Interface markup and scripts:
===============

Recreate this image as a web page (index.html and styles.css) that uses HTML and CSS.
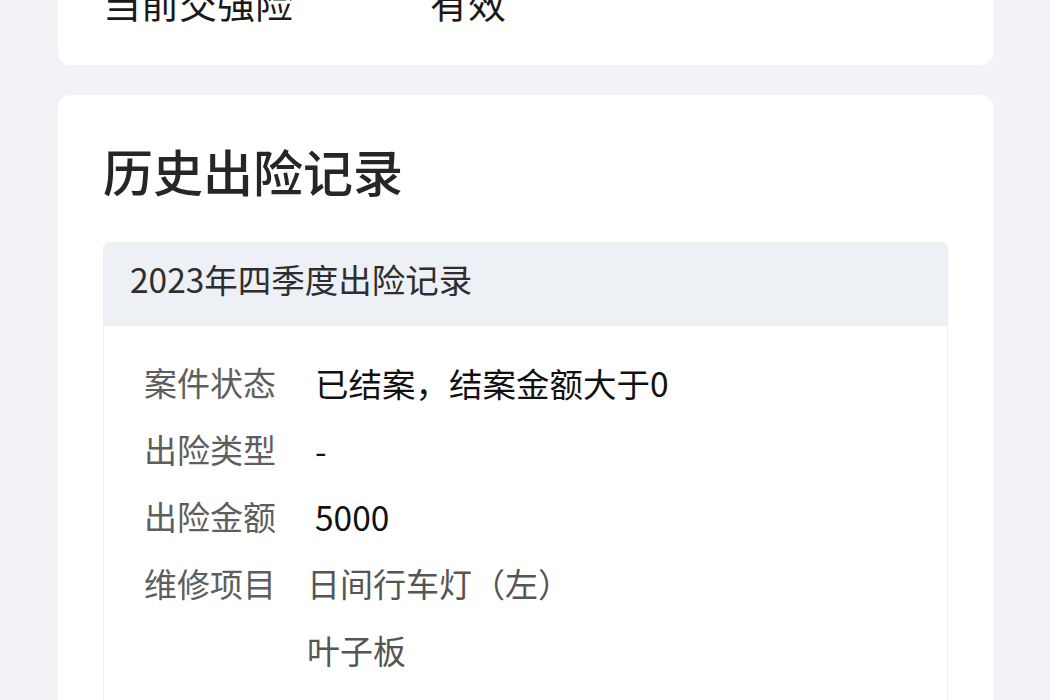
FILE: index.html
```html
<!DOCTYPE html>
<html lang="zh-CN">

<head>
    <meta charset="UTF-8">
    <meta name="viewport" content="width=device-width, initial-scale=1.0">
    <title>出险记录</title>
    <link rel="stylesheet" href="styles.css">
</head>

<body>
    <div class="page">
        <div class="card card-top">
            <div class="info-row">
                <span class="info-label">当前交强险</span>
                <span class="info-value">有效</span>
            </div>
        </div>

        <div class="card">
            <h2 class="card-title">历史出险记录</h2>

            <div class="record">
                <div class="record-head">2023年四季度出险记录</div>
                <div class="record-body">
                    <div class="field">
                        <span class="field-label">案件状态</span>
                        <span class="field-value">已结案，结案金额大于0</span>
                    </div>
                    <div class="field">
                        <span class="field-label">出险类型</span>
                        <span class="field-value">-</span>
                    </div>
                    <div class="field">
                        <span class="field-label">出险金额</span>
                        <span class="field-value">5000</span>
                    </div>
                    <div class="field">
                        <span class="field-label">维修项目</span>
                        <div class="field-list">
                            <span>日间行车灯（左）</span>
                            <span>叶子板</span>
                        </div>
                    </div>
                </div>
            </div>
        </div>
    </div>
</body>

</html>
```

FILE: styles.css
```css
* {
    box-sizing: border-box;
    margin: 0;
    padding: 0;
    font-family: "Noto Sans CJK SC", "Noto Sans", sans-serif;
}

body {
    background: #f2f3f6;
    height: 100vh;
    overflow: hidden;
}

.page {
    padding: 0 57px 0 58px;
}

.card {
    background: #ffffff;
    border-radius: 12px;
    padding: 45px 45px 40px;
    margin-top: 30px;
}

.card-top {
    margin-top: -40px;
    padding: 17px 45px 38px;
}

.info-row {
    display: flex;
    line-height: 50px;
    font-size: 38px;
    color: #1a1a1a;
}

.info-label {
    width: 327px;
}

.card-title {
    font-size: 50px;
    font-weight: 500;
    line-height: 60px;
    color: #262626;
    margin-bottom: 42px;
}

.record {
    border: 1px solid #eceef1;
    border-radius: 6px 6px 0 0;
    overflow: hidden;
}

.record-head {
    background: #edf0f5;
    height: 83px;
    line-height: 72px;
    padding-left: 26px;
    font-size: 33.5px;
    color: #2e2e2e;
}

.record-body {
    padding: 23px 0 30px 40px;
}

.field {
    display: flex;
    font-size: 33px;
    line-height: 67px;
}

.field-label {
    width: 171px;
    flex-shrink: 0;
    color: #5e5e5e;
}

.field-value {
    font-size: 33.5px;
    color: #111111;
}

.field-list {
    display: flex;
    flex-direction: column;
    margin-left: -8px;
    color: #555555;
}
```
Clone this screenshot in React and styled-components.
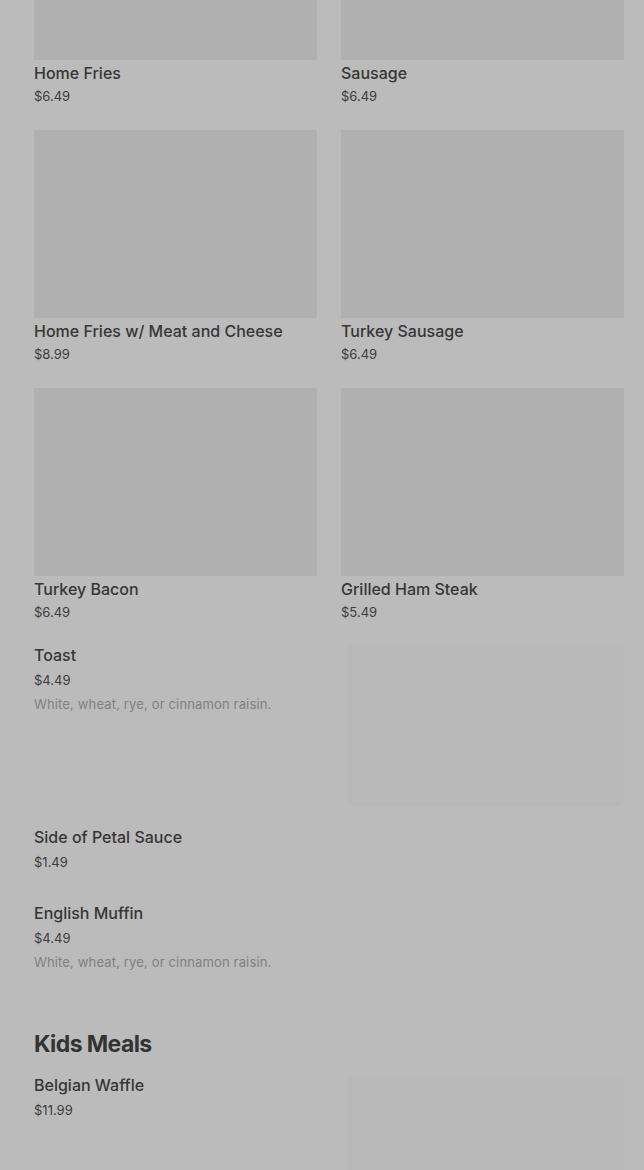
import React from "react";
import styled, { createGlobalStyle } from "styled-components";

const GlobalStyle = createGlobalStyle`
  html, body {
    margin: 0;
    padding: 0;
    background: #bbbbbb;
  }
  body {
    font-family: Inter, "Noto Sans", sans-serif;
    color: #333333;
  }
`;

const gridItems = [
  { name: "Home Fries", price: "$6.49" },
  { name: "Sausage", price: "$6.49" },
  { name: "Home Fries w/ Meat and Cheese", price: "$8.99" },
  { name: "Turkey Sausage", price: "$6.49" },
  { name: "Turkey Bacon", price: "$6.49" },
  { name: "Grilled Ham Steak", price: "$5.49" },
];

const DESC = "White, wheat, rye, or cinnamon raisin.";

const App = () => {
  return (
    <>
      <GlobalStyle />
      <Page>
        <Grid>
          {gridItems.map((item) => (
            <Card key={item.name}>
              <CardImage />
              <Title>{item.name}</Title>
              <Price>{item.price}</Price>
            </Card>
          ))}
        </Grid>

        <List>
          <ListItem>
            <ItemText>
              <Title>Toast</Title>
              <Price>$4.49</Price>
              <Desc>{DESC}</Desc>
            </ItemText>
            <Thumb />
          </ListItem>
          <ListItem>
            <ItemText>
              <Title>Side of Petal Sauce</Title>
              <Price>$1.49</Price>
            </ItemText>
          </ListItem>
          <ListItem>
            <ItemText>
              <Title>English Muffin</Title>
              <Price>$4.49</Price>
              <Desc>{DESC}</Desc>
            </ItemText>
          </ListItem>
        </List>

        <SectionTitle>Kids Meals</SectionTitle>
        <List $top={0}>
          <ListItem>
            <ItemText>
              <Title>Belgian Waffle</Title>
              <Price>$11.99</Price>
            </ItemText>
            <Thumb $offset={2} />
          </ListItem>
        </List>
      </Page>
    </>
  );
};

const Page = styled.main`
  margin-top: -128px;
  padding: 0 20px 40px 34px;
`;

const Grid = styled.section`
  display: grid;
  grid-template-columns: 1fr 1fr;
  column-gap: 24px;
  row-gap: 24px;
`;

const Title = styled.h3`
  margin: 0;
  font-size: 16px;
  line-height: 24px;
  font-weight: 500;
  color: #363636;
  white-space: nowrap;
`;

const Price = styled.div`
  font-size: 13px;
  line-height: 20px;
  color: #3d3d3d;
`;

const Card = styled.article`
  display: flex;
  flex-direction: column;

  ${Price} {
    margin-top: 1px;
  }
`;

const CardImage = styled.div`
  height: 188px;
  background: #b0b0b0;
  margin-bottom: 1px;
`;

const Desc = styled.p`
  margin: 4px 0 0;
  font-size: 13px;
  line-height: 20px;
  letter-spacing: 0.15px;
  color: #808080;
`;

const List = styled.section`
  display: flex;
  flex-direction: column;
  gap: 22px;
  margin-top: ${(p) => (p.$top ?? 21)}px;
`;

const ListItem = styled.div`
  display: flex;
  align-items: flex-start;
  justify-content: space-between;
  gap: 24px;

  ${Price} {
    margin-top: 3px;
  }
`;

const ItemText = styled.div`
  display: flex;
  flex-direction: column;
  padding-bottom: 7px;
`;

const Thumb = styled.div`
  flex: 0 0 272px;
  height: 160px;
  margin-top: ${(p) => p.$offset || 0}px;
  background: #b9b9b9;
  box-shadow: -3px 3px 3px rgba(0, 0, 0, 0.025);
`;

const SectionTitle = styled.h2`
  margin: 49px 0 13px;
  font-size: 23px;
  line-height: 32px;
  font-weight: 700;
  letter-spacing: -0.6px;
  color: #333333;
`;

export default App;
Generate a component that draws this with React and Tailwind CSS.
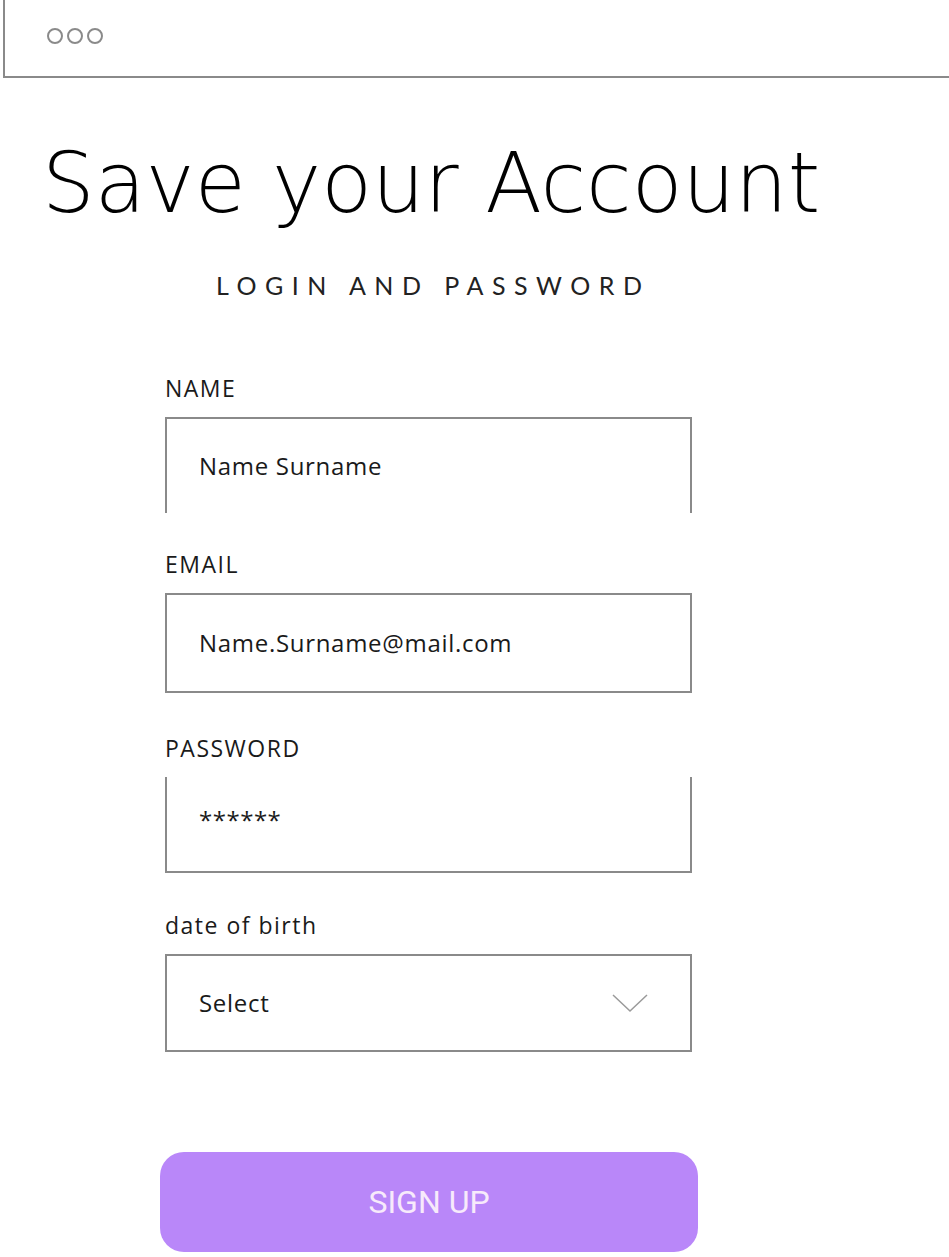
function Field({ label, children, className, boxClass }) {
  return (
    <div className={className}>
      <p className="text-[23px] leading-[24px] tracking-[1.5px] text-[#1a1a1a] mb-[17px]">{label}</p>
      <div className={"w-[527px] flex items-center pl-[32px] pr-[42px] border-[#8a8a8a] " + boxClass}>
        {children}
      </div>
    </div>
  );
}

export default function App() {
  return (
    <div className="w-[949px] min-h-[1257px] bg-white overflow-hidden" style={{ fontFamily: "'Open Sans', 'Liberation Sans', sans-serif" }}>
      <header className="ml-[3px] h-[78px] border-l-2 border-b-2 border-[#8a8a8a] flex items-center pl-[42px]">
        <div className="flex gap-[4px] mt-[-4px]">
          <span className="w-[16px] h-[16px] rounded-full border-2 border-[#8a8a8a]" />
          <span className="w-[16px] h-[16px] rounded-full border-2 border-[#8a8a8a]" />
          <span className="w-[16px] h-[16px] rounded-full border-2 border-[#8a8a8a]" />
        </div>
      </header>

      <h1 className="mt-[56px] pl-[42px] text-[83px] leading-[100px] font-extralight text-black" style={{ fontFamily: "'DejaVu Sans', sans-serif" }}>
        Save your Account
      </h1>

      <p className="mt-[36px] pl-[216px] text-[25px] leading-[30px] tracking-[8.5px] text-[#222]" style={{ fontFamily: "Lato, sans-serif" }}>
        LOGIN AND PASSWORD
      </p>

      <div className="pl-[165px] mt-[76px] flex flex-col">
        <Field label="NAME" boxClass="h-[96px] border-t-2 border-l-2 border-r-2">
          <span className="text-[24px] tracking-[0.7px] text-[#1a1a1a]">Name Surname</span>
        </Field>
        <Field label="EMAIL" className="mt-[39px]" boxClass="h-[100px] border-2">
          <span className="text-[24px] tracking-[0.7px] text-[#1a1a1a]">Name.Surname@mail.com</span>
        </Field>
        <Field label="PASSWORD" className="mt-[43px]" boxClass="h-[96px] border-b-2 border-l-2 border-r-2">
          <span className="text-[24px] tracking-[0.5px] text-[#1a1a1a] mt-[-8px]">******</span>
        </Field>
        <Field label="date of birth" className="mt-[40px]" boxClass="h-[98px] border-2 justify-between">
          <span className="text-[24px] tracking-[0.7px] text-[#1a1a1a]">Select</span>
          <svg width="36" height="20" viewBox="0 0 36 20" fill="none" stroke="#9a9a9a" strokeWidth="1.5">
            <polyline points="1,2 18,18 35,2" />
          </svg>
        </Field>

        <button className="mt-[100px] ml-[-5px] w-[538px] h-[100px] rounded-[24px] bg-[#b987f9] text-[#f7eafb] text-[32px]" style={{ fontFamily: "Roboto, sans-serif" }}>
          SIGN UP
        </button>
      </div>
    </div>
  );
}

===============

EXERCISE DIRECTIONS: Report every line containing the word "index" from the listing above.

OUTPUT:
Recreate this image as a web page (index.html and styles.css) that uses HTML and CSS.
FILE: index.html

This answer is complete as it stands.